If you've ever heard gamelan music from Bali or Thailand, you'll know that it sounds quite different from anything western. Well, some of our minimalist, modernist music may fit into the category slightly but the point is, they use an entirely different scale set than we do.  Today's post is about looking at the two scales used in Gamelan music and how we can approximate these scales on a 24 tone guitar.  Before I go on, I realize that 24 ET isn't quite the same thing as gamelan scales BUT it can get close enough to where you can get the same effect virtually. Since Gamelan music is pretty much devoid of harmony and is more about melodic polyphony, the slight tuning difference doesn't even matter because no one will care.
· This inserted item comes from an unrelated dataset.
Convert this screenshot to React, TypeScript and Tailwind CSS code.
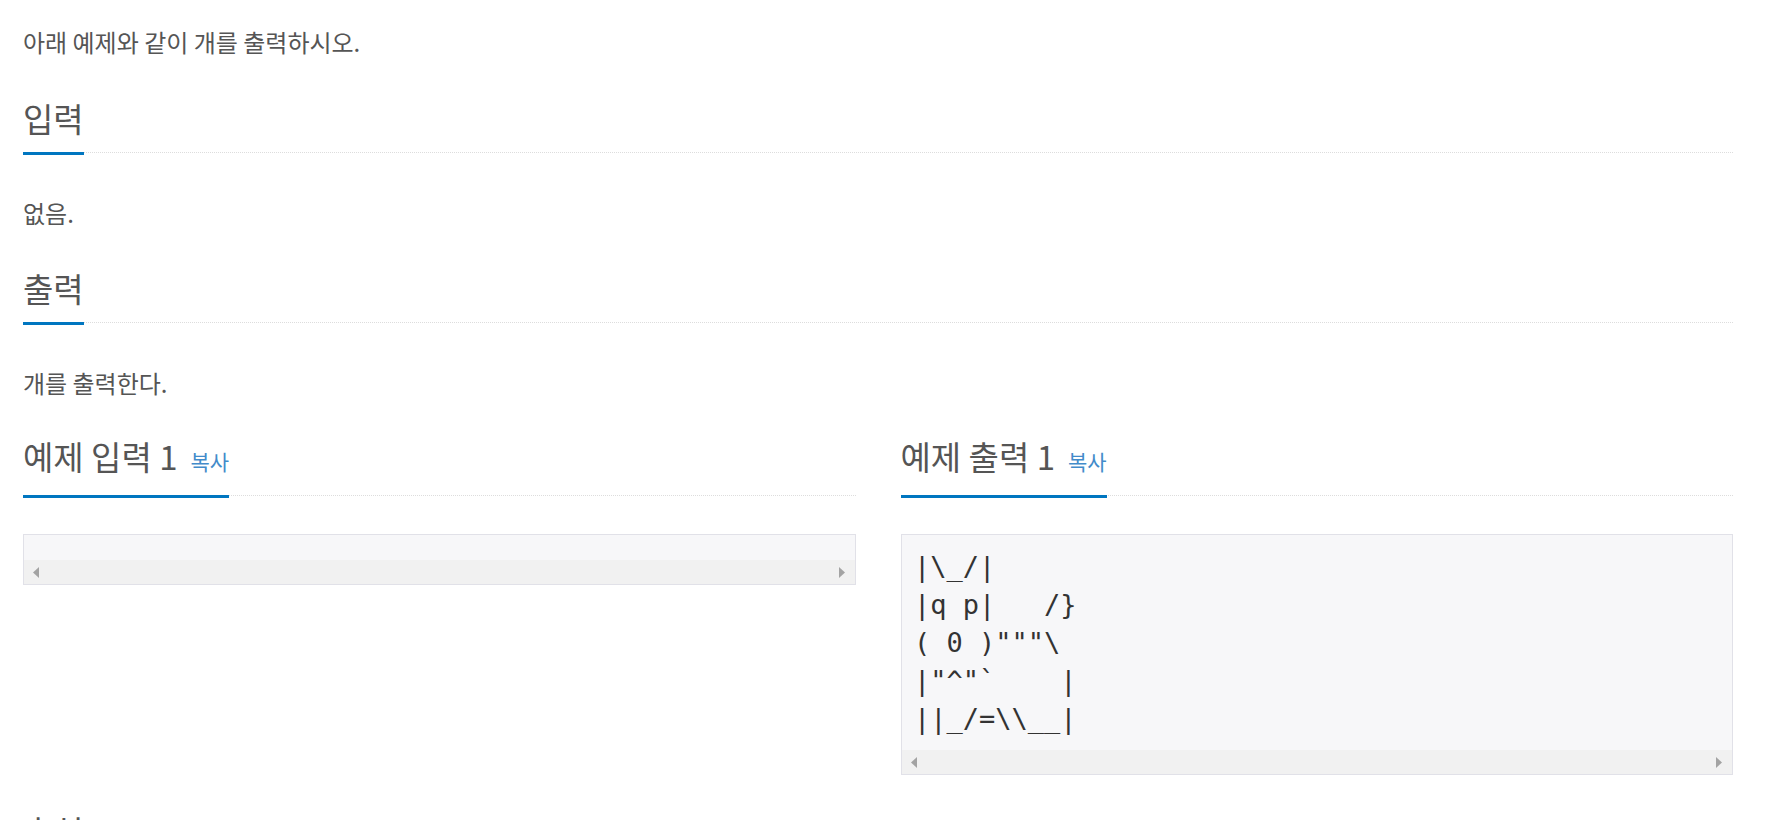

Here's a taste of this incredible style:



Gamelan music uses two sets of pitches. Slendro and Pelog. You may have heard of the pelog scale on guitar websites which is something like a minor scale without the fourth and seventh pitch. This scale is NOT PELOG! These scales cannot be approximated at all in 12 ET because it doesn't even remotely approximate these intervals. The imitation pelog that 12 ET has is very close to the japanese Hirajoshi scale but calling it Pelog is like calling a cheese burger an authentic Indian dish.  It simply is not.  24 ET tunes Pelog a bit differently than traditional standards but it still works enough to where most people couldn't tell a difference. But I'm certainly not claiming that 24 ET tunes these scales authentically, rather they are slightly fudged approximations of those scales which can be played in a system compatible with western harmony.

15 ET may tune Slendro better and 14 ET may tune Pelog better but 24 ET is about as close as you're going to get to having both scales in the same chromatic set of pitches without having a rather large scale set such as 34 ET.

Slendro

Slendro is a five tone scale heavily used in Gamelan music. I won't make efforts to tell you when it is used because i'm still new to Gamelan music and google shows nothing for looking that up. 

For shame Google....

Anyway, the scale is said to be roughly five equally spaced pitches in an octave BUT I'm not sure myself. I hear something very close to semaphore[5] but it's probably not exactly the same. While I'm not terribly concerned with historic accuracy of a tuning, it's close enough for my purposes since it sounds mostly like it.

The Slendro or Semaphore Pentatonic scale has the structure of L L s L L in it's most usual mode. Here's the scale across the fretboard:

As you can see, the large steps in Slendro are ultra seconds you know, the intervals which blur the line between minor thirds and major seconds? This scale is a pretty cool scale to solo with, since it's a pentatonic, you can kind of use it like one. Slendro doesn't sound bluesy but asian, even more so than a normal pentatonic due to those weird wide tones all over the place.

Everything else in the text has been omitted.